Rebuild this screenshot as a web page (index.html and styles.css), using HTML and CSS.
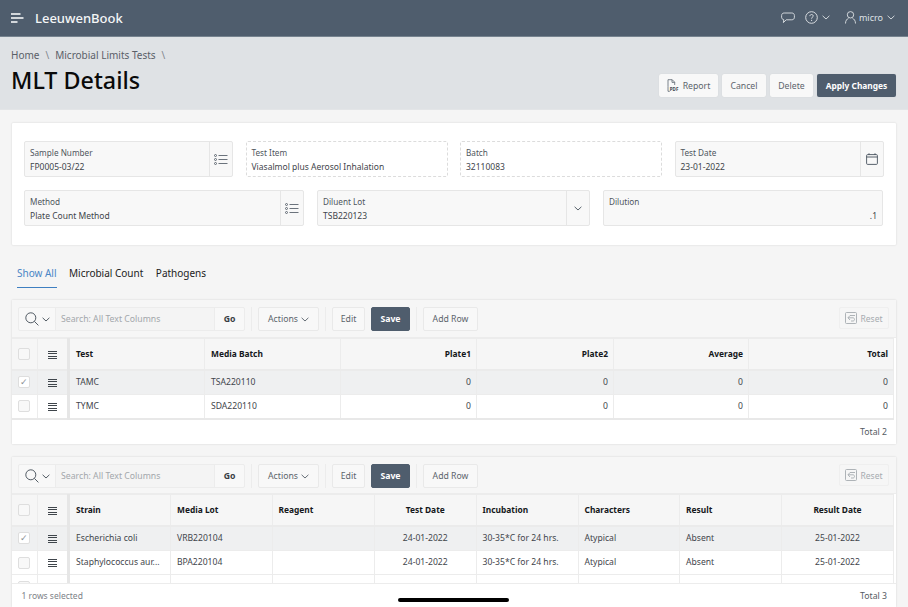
FILE: index.html
```html
<!DOCTYPE html>
<html lang="en">
<head>
<meta charset="utf-8">
<title>MLT Details</title>
<link rel="stylesheet" href="styles.css">
</head>
<body>
<header class="topbar">
  <svg class="burger" width="13" height="10" viewBox="0 0 13 10"><path d="M0 1h9.500M0 5h12.500M0 9h6.500" stroke="#fff" stroke-width="1.400" fill="none"/></svg>
  <span class="brand">LeeuwenBook</span>
  <span class="spacer"></span>
  <svg class="ico-chat" width="14" height="12" viewBox="0 0 14 12"><path d="M3.200 1h7.600C12.400 1 13.400 2 13.400 3.600v1.600c0 1.600-1 2.600-2.600 2.600H5.200L2.400 10.600l.4-2.900C1.400 7.400.6 6.500.6 5.200V3.600C.6 2 1.600 1 3.200 1z" fill="none" stroke="#dfe3e7" stroke-width=".9"/></svg>
  <svg class="ico-help" width="13" height="13" viewBox="0 0 13 13"><circle cx="6.500" cy="6.500" r="5.800" fill="none" stroke="#e6e9ec" stroke-width=".9"/><path d="M4.900 5.100c0-2.100 3.300-2.100 3.300-.1 0 1.200-1.600 1.200-1.600 2.700" fill="none" stroke="#e6e9ec" stroke-width=".9"/><circle cx="6.600" cy="9.300" r=".6" fill="#e6e9ec"/></svg>
  <svg class="chev-w" width="8" height="5" viewBox="0 0 8 5"><path d="M.6.800 4 4 7.400.800" fill="none" stroke="#dfe3e7" stroke-width=".9"/></svg>
  <svg class="ico-user" width="11" height="13" viewBox="0 0 11 13"><circle cx="5.500" cy="3.800" r="3.200" fill="none" stroke="#dfe3e7" stroke-width=".9"/><path d="M.5 12.500c0-3 1.500-4.500 3-5.200M10.500 12.500c0-3-1.500-4.500-3-5.200" fill="none" stroke="#dfe3e7" stroke-width=".9"/></svg>
  <span class="user">micro</span>
  <svg class="chev-w last" width="8" height="5" viewBox="0 0 8 5"><path d="M.6.800 4 4 7.400.800" fill="none" stroke="#dfe3e7" stroke-width=".9"/></svg>
</header>

<section class="pagehead">
  <div class="titles">
    <nav class="crumbs"><span>Home</span><i>\</i><span>Microbial Limits Tests</span><i>\</i></nav>
    <h1>MLT Details</h1>
  </div>
  <div class="actions">
    <button class="btn btn-report">
      <svg width="13" height="13" viewBox="0 0 13 13"><path d="M1 7.500V.7h4.200L7.700 3.200V6M5 .8v2.600h2.700M1 7.500v4.800h1.800" fill="none" stroke="#5c6670" stroke-width=".8"/><text x="2.800" y="11.500" class="pdf">PDF</text></svg>
      Report</button>
    <button class="btn btn-cancel">Cancel</button>
    <button class="btn btn-delete">Delete</button>
    <button class="btn btn-apply">Apply Changes</button>
  </div>
</section>

<main class="content">
  <section class="card">
    <div class="row row-a">
      <div class="field">
        <div class="fbody"><label>Sample Number</label><span>FP0005-03/22</span></div>
        <div class="fbtn"><svg width="14" height="11" viewBox="0 0 14 11"><g fill="none" stroke="#46515c" stroke-width=".8"><circle cx="1.500" cy="1.500" r="1"/><circle cx="1.500" cy="5.500" r="1"/><circle cx="1.500" cy="9.500" r="1"/><path d="M4.500 1.500H13.500M4.500 5.500H13.500M4.500 9.500H13.500"/></g></svg></div>
      </div>
      <div class="field ro">
        <div class="fbody"><label>Test Item</label><span>Viasalmol plus Aerosol Inhalation</span></div>
      </div>
      <div class="field ro">
        <div class="fbody"><label>Batch</label><span>32110083</span></div>
      </div>
      <div class="field">
        <div class="fbody"><label>Test Date</label><span>23-01-2022</span></div>
        <div class="fbtn"><svg width="12" height="12" viewBox="0 0 12 12"><g fill="none" stroke="#46515c" stroke-width=".9"><rect x=".6" y="1.600" width="10.800" height="9.800" rx="1"/><path d="M.6 4H11.400M3 .3V2M9 .3V2"/></g></svg></div>
      </div>
    </div>
    <div class="row row-b">
      <div class="field">
        <div class="fbody"><label>Method</label><span>Plate Count Method</span></div>
        <div class="fbtn"><svg width="14" height="11" viewBox="0 0 14 11"><g fill="none" stroke="#46515c" stroke-width=".8"><circle cx="1.500" cy="1.500" r="1"/><circle cx="1.500" cy="5.500" r="1"/><circle cx="1.500" cy="9.500" r="1"/><path d="M4.500 1.500H13.500M4.500 5.500H13.500M4.500 9.500H13.500"/></g></svg></div>
      </div>
      <div class="field">
        <div class="fbody"><label>Diluent Lot</label><span>TSB220123</span></div>
        <div class="fbtn"><svg width="8" height="5" viewBox="0 0 8 5"><path d="M.6.800 4 4 7.400.800" fill="none" stroke="#46515c" stroke-width=".9"/></svg></div>
      </div>
      <div class="field">
        <div class="fbody"><label>Dilution</label><span class="num">.1</span></div>
      </div>
    </div>
  </section>

  <nav class="tabs">
    <a class="tab active">Show All</a>
    <a class="tab">Microbial Count</a>
    <a class="tab">Pathogens</a>
  </nav>

  <section class="grid-region">
    <div class="toolbar">
      <div class="search">
        <div class="s-icon">
          <svg width="14" height="14" viewBox="0 0 14 14"><circle cx="5.800" cy="5.800" r="5" fill="none" stroke="#3f4953" stroke-width=".9"/><path d="M9.400 9.400 13.400 13.400" stroke="#3f4953" stroke-width=".9"/></svg>
          <svg width="8" height="5" viewBox="0 0 8 5"><path d="M.6.800 4 4 7.400.800" fill="none" stroke="#3f4953" stroke-width=".9"/></svg>
        </div>
        <div class="s-input">Search: All Text Columns</div>
        <div class="s-go">Go</div>
      </div>
      <span class="sep"></span>
      <div class="tb actions-btn">Actions <svg width="8" height="5" viewBox="0 0 8 5"><path d="M.6.800 4 4 7.400.800" fill="none" stroke="#565f68" stroke-width=".9"/></svg></div>
      <span class="sep"></span>
      <div class="tb edit-btn">Edit</div>
      <div class="tb save-btn">Save</div>
      <span class="sep"></span>
      <div class="tb add-btn">Add Row</div>
      <span class="spacer"></span>
      <div class="tb reset-btn"><svg width="12" height="12" viewBox="0 0 12 12"><g fill="none" stroke="#a6abb0" stroke-width=".9"><rect x=".5" y=".5" width="11" height="11" rx="1"/><path d="M10 3.500H5L3 5.800 5 8M3 5.800h5c2 0 2 3.200 0 3.200H6"/></g></svg> Reset</div>
    </div>
    <div class="tablewrap">
      <table class="t t1">
        <colgroup><col class="c-sel"><col class="c-menu"><col class="c136"><col class="c136"><col class="c136"><col class="c137"><col class="c135"><col></colgroup>
        <thead><tr><th class="sel"><b class="cb"></b></th><th class="menu"><b class="bars"></b></th><th class="l">Test</th><th class="l">Media Batch</th><th class="r">Plate1</th><th class="r">Plate2</th><th class="r">Average</th><th class="r">Total</th></tr></thead>
        <tbody>
          <tr class="on"><td class="sel"><b class="cb checked">✓</b></td><td class="menu"><b class="bars"></b></td><td>TAMC</td><td>TSA220110</td><td class="r">0</td><td class="r">0</td><td class="r">0</td><td class="r">0</td></tr>
          <tr><td class="sel"><b class="cb"></b></td><td class="menu"><b class="bars"></b></td><td>TYMC</td><td>SDA220110</td><td class="r">0</td><td class="r">0</td><td class="r">0</td><td class="r">0</td></tr>
        </tbody>
      </table>
    </div>
    <div class="foot foot1"><span>Total 2</span></div>
  </section>

  <section class="grid-region second">
    <div class="toolbar">
      <div class="search">
        <div class="s-icon">
          <svg width="14" height="14" viewBox="0 0 14 14"><circle cx="5.800" cy="5.800" r="5" fill="none" stroke="#3f4953" stroke-width=".9"/><path d="M9.400 9.400 13.400 13.400" stroke="#3f4953" stroke-width=".9"/></svg>
          <svg width="8" height="5" viewBox="0 0 8 5"><path d="M.6.800 4 4 7.400.800" fill="none" stroke="#3f4953" stroke-width=".9"/></svg>
        </div>
        <div class="s-input">Search: All Text Columns</div>
        <div class="s-go">Go</div>
      </div>
      <span class="sep"></span>
      <div class="tb actions-btn">Actions <svg width="8" height="5" viewBox="0 0 8 5"><path d="M.6.800 4 4 7.400.800" fill="none" stroke="#565f68" stroke-width=".9"/></svg></div>
      <span class="sep"></span>
      <div class="tb edit-btn">Edit</div>
      <div class="tb save-btn">Save</div>
      <span class="sep"></span>
      <div class="tb add-btn">Add Row</div>
      <span class="spacer"></span>
      <div class="tb reset-btn"><svg width="12" height="12" viewBox="0 0 12 12"><g fill="none" stroke="#a6abb0" stroke-width=".9"><rect x=".5" y=".5" width="11" height="11" rx="1"/><path d="M10 3.500H5L3 5.800 5 8M3 5.800h5c2 0 2 3.200 0 3.200H6"/></g></svg> Reset</div>
    </div>
    <div class="tablewrap clip">
      <table class="t t2">
        <colgroup><col class="c-sel"><col class="c-menu"><col class="c102"><col class="c101"><col class="c103"><col class="c101"><col class="c102"><col class="c101"><col class="c102"><col></colgroup>
        <thead><tr><th class="sel"><b class="cb"></b></th><th class="menu"><b class="bars"></b></th><th class="l">Strain</th><th class="l">Media Lot</th><th class="l">Reagent</th><th class="c">Test Date</th><th class="l">Incubation</th><th class="l">Characters</th><th class="l">Result</th><th class="c">Result Date</th></tr></thead>
        <tbody>
          <tr class="on"><td class="sel"><b class="cb checked">✓</b></td><td class="menu"><b class="bars"></b></td><td>Escherichia coli</td><td>VRB220104</td><td></td><td class="c">24-01-2022</td><td>30-35*C for 24 hrs.</td><td>Atypical</td><td>Absent</td><td class="c">25-01-2022</td></tr>
          <tr><td class="sel"><b class="cb"></b></td><td class="menu"><b class="bars"></b></td><td>Staphylococcus aur...</td><td>BPA220104</td><td></td><td class="c">24-01-2022</td><td>30-35*C for 24 hrs.</td><td>Atypical</td><td>Absent</td><td class="c">25-01-2022</td></tr>
          <tr><td class="sel"><b class="cb"></b></td><td class="menu"><b class="bars"></b></td><td></td><td></td><td></td><td></td><td></td><td></td><td></td><td></td></tr>
        </tbody>
      </table>
    </div>
    <div class="foot foot2"><span class="muted">1 rows selected</span><span>Total 3</span></div>
  </section>
</main>
<div class="home-indicator"></div>
</body>
</html>
```

FILE: styles.css
```css
* { box-sizing: border-box; }
html, body { margin: 0; height: 607px; overflow: hidden; }
body { background: #f5f5f5; font-family: "Noto Sans", "Open Sans", sans-serif; color: #3a3f45; font-size: 8.700px; position: relative; }
.spacer { flex: 1; }

.topbar { height: 37px; background: #4f5d6d; border-bottom: 1px solid #76838f; display: flex; align-items: center; color: #fff; padding: 0 13px 1px 11px; }
.burger { margin-right: 11px; }
.brand { font-size: 13px; font-weight: 500; color: #f4f6f7; }
.ico-chat { margin-right: 10px; }
.ico-help { margin-right: 4px; }
.chev-w { margin-right: 15px; }
.chev-w.last { margin: 0 0 0 4px; }
.ico-user { margin-right: 3px; }
.user { font-size: 9px; color: #dfe3e7; }

.pagehead { height: 73px; background: #dfe2e5; border-bottom: 1px solid #e3e5e7; display: flex; justify-content: space-between; padding: 0 12px 0 11px; }
.crumbs { display: flex; gap: 6px; font-size: 10px; color: #5a6068; padding-top: 11px; line-height: 14px; }
.crumbs i { font-style: normal; color: #81878d; }
h1 { margin: 3px 0 0; font-size: 23.300px; line-height: 30px; font-weight: 500; color: #0a0a0a; }
.actions { display: flex; gap: 4px; align-items: flex-start; padding-top: 37px; }
.btn { height: 23px; border: 0; border-radius: 2px; background: #f8f8f8; color: #5c646c; font: inherit; font-size: 8.700px; padding: 0; display: flex; align-items: center; justify-content: center; box-shadow: 0 0 1px rgba(0,0,0,.12); }
.btn-report { width: 59px; gap: 3px; }
.pdf { font-size: 4.500px; font-weight: 700; fill: #3f474f; }
.btn-cancel { width: 44px; }
.btn-delete { width: 43px; }
.btn-apply { width: 79px; background: #4f5d6d; color: #fff; font-weight: 700; font-size: 8.400px; }

.content { padding: 13px 12px 0 11.500px; }
.card { background: #fff; height: 122px; box-shadow: 0 0 2px rgba(0,0,0,.16); padding: 18px 13px 0 12.500px; border-radius: 1px; }
.row { display: grid; height: 36px; }
.row-a { grid-template-columns: 209px 202px 202px 209px; column-gap: 12.500px; }
.row-b { grid-template-columns: 280px 273px 280px; column-gap: 13px; margin-top: 13px; }
.field { display: flex; background: #f8f8f8; border: 1px solid #e6e6e6; border-radius: 2px; min-width: 0; }
.field.ro { background: #fff; border: 1px dashed #dcdcdc; }
.fbody { flex: 1; padding: 5px 5px 0; display: flex; flex-direction: column; min-width: 0; }
.fbody label { font-size: 8.200px; line-height: 12px; color: #4f565d; }
.fbody span { font-size: 8.500px; line-height: 13px; margin-top: 1px; color: #3f454b; }
.fbody .num { text-align: right; }
.fbtn { width: 23px; border-left: 1px solid #e6e6e6; display: flex; align-items: center; justify-content: center; }

.tabs { display: flex; gap: 12.500px; height: 43px; padding: 21px 0 0 5.500px; margin-bottom: 12px; }
.tab { height: 22px; font-size: 10px; line-height: 14px; color: #222; }
.tab.active { color: #4a86c5; border-bottom: 1px solid #3e7fc1; }

.grid-region { background: #fff; box-shadow: 0 0 2px rgba(0,0,0,.14); height: 144px; display: flex; flex-direction: column; margin-bottom: 13px; }
.grid-region.second { height: 150px; margin-bottom: 0; }
.toolbar { height: 38px; background: #f6f6f6; display: flex; align-items: flex-start; padding: 7px 6.500px 0; border-bottom: 1px solid #ececec; flex: none; }
.second .toolbar { height: 37px; }
.search { display: flex; height: 24px; width: 227px; border: 1px solid #ececec; border-radius: 2px; background: #f8f8f8; }
.s-icon { width: 37px; display: flex; gap: 3px; align-items: center; padding-left: 6px; border-right: 1px solid #ececec; }
.s-input { flex: 1; padding-left: 5px; line-height: 22px; font-size: 8.700px; color: #a3a7ab; background: #f4f4f4; }
.s-go { width: 30px; text-align: center; line-height: 22px; font-weight: 700; border-left: 1px solid #ececec; color: #3a3f45; }
.sep { width: 1px; height: 24px; background: #ececec; margin: 0 6px; }
.tb { height: 24px; border: 1px solid #e9e9e9; border-radius: 2px; background: #f8f8f8; display: flex; align-items: center; justify-content: center; color: #5c646c; }
.actions-btn { width: 61px; gap: 3px; }
.edit-btn { width: 33px; margin-right: 6px; }
.save-btn { width: 39px; background: #4f5d6d; border-color: #4f5d6d; color: #fff; font-weight: 700; }
.add-btn { width: 55px; }
.reset-btn { width: 50px; gap: 3px; border-color: #efefef; background: #f6f6f6; color: #a6abb0; font-size: 8.500px; height: 22px; margin-right: .5px; }

.tablewrap { flex: none; }
.tablewrap.clip { height: 90px; overflow: hidden; border-bottom: 1px solid #ececec; }
.t { border-collapse: collapse; table-layout: fixed; width: 882.500px; }
.c-sel { width: 26px; }
.c-menu { width: 31px; }
.c136 { width: 136px; } .c137 { width: 137px; } .c135 { width: 135px; }
.c101 { width: 101.500px; } .c102 { width: 102px; } .c103 { width: 102.500px; }
th, td { padding: 0 6px; border: 1px solid #ececec; border-width: 0 1px 1px 0; overflow: hidden; white-space: nowrap; font-size: 8.600px; text-align: left; }
th { height: 31px; background: #f6f6f6; color: #15181b; font-weight: 700; font-size: 8.400px; border-bottom: 2px solid #ebebeb; border-top: 1px solid #ececec; }
td { height: 24.500px; color: #3f454b; }
tbody tr:last-child td { border-bottom: 2px solid #e8e8e8; }
.t2 tbody tr:last-child td { border-bottom: 0; }
.on td { background: #eff0f1; }
.r, th.r { text-align: right; padding-right: 5px; }
.c, th.c { text-align: center; }
.sel, th.sel { padding: 0; text-align: center; }
.menu, th.menu { padding: 0; text-align: center; border-right: 3px solid #e6e6e6; }
.cb { display: inline-block; width: 12px; height: 12px; border: 1px solid #dedede; border-radius: 2px; background: #f8f8f8; vertical-align: middle; font-weight: 400; font-size: 9px; line-height: 10px; color: #8b9095; }
.cb.checked { background: #fff; }
.bars { display: inline-block; width: 9px; height: 8px; vertical-align: middle; background: repeating-linear-gradient(#3f454b 0 1px, transparent 1px 2.330px); }
.foot { flex: 1; display: flex; justify-content: space-between; align-items: center; padding: 0 9px 0 10px; color: #555b62; }
.foot1 { justify-content: flex-end; }
.muted { color: #7d8288; font-size: 8.500px; }
.home-indicator { position: absolute; left: 398px; top: 598px; width: 111px; height: 3.500px; border-radius: 2px; background: #000; }
```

What is needed
Copy each line of the listing that includes "styles".

Result of the task
Rebuild this screenshot as a web page (index.html and styles.css), using HTML and CSS.
<link rel="stylesheet" href="styles.css">
FILE: styles.css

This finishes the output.